First, when setting a value, if there is an existing (potentially ambiguous)
match already in the dictionary, you can set an ``updater`` function to update
the existing value rather than simply overwrite it. Further, when inserting a
key/value pair, multiple existing keys may match the new key due to ambiguity.
Specifying a ``selector`` function at instantiation lets you define to which of
the matches the ``updater`` should be applied.
See :class:`cows.dictionary` for more detailed information.
.. code-block:: python
import cows
def increment(match, old_value, new_value):
return old_value + new_value
my_dict = cows.Dict(updater=increment)
my_dict['ABC'] = 1
my_dict['DEF'] = 2
my_dict['AB*'] = 10
for k, v in sorted(my_dict.items()):
print('{} --> {}'.format(k, v))
Produces:
.. code-block:: none
ABC --> 11
DEF --> 2
cows.Trie
^^^^^^^^^^
.. note::
Generally the :class:`cows.trie` data structure shouldn't be used
directly. Consider using one of its abstractions.
All other cows data structures are based on the :class:`cows.trie` class.
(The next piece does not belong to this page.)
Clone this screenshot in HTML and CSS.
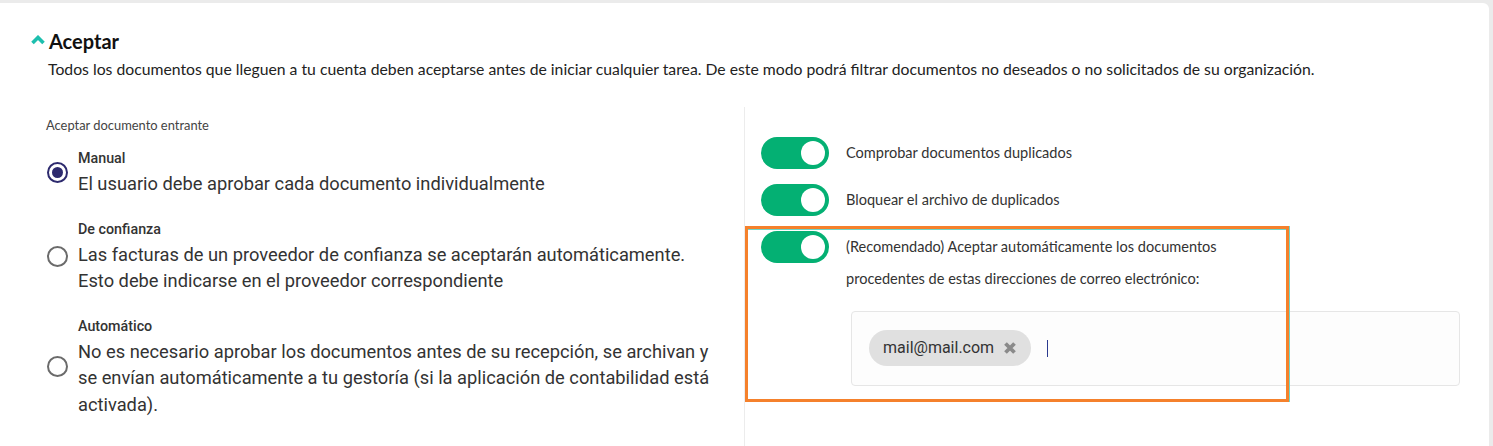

It
allows for ambiguous queries taking into account wildcards both in the query
string and elements in the trie.
An example of it's use:
.. code-block:: python
import cows
t = cows.Trie()
t['ABCD'] = 1
t['DE*G'] = 5
print('Matches for ABC* {}'.format(list(t.get_matches("ABC*"))))
print('Matches for D*FG {}'.format(list(t.get_matches("D*FG"))))
Outputs:
.. code-block:: none
Matches for ABC* [('ABCD', cows.Trie(D, 1))]
Matches for D*FG [('DE*G', cows.Trie(G, 5))]
Performance
-----------
cows is performant, requiring *O(n)* time for insertions and lookups with
an input size of *n* strings. The naive approach which is currently quite
common involves pairwise comparing the sequences in a collection resulting in
*O(n*\ :sup:`2`\ *)*, quickly becoming intractable.